Sono trascorsi trent’anni da quando il Parlamento europeo, sospinto con tenacia da Altiero Spinelli, votava a larga maggioranza (201 voti a favore, 37 contrari e 72 astensioni) il contenuto politico di quel che sarebbe divenuto, cinque mesi dopo, il progetto di trattato che ha aperto la strada all’Unione europea. Il cammino che aveva condotto al voto maggioritario del Parlamento europeo non era stato facile perché Spinelli aveva remato all’inizio contro la corrente dei governi che, guidati dal liberale tedesco Genscher ma di fatto tenuto sotto scacco dalla dama di ferro Thatcher, non volevano sentir parlare di revisione dei trattati di Roma, contro lo spirito di conservazione dei democristiani europei che temevano di vedere il loro europeismo evaporare nelle mani dell’ex confinato antifascista di Ventotene e contro le divisioni della sinistra europea dove l’impegno federalista di Willy Brandt era contrastato dal nazionalismo dei francesi e dei britannici.

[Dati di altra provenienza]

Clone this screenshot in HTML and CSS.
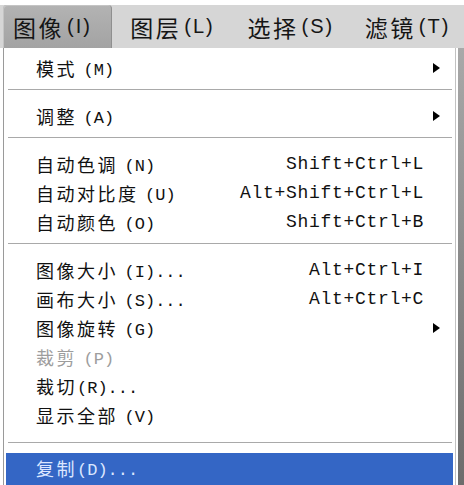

Il timore dell’Europa sulla via del sottosviluppo (l’espressione era stata coniata dall’economista francese Michel Albert) fece prevalere nel Parlamento europeo lo spirito costituente che affondava le sue radici nel federalismo spinelliano con l’ambizione di rispondere alla paralisi intergovernativa e di preparare il terreno alla nuova Europa nella quale si avvertivano all’Est gli scricchiolii nell’edificio dell’imperialismo sovietico. Il progetto di Spinelli era, in effetti, rivolto a “tutti i popoli europei” con un messaggio forte di unità che dovrebbe essere ascoltato anche oggi da chi accarezza l’idea di un’Europa del Nord contro l’Europa del Sud, dell’Europa della moneta contro l’Europa della solidarietà continentale, dell’Europa del rigore contro l’Europa della crescita sostenibile. Al messaggio di unità si accompagnavano tuttavia due condizioni: il progetto sarebbe diventato patto di società o costituzione solo se approvato dai cittadini e una minoranza di popoli e di Stati non avrebbe potuto o dovuto impedire a una maggioranza di fare un salto verso l’Unione politica.
L’impegno costituente del primo parlamento eletto, sospinto dalla crisi, non è stato raccolto dall’attuale parlamento europeo che si avvia stancamente verso la fine della legislatura, un parlamento prigioniero delle logiche di schieramenti contrapposti e incapaci di dire no alle arroganze del Consiglio in tema di governance economica e di risorse finanziarie. È stata per ora inascoltata la voce di Jacques Delors e Gerard Schroeder che hanno lanciato un appello affinché sia riconosciuto nel prossimo parlamento europeo eletto un ruolo costituente.
Una spinta democratica e parlamentare potrebbe venire dall’incontro delle assemblee legislative nazionali ed europee (le “assise sull’avvenire dell’Europa” immaginate da François Mitterrand alla vigilia della caduta del Muro di Berlino e poi convocate a Roma nel novembre 1990 in vista del negoziato sul trattato di Maastricht) che il governo italiano vorrebbe riunire a Roma il 25 marzo 2014, un incontro a cui dovrebbe seguire sotto presidenza italiana e secondo la proposta di Laura Boldrini una grande conferenza della democrazia partecipativa. Pensiamo che si potrebbero invitare a Roma le associazioni che hanno promosso iniziative di cittadini europei per il diritto all’acqua, all’educazione per tutti, al pluralismo nei media, al reddito minimo garantito, allo sviluppo sostenibile (il progetto della DGB tedesca per un piano Marshall europeo che si incontra con quello dei federalisti europei).
Vale oggi come ieri il monito rivolto il 14 settembre 1983 da Spinelli ai suoi colleghi del Parlamento europeo: “avete letto tutti il romanzo di Hemingway in cui si parla di un vecchio pescatore che, dopo aver pescato il pesce più grosso della sua vita, tenta di portarlo a riva. Ma i pescecani a poco a poco lo divorano e quando egli arriva in porto gli rimane soltanto la lisca. Quando voterà fra qualche minuto, il Parlamento europeo avrà catturato il pesce più grosso della sua vita ma dovrà portarlo fino a riva. Facciamo quindi ben attenzione perché ci saranno sempre degli squali che cercheranno di divorarlo. Tentiamo di non rientrare in porto con soltanto una lisca”.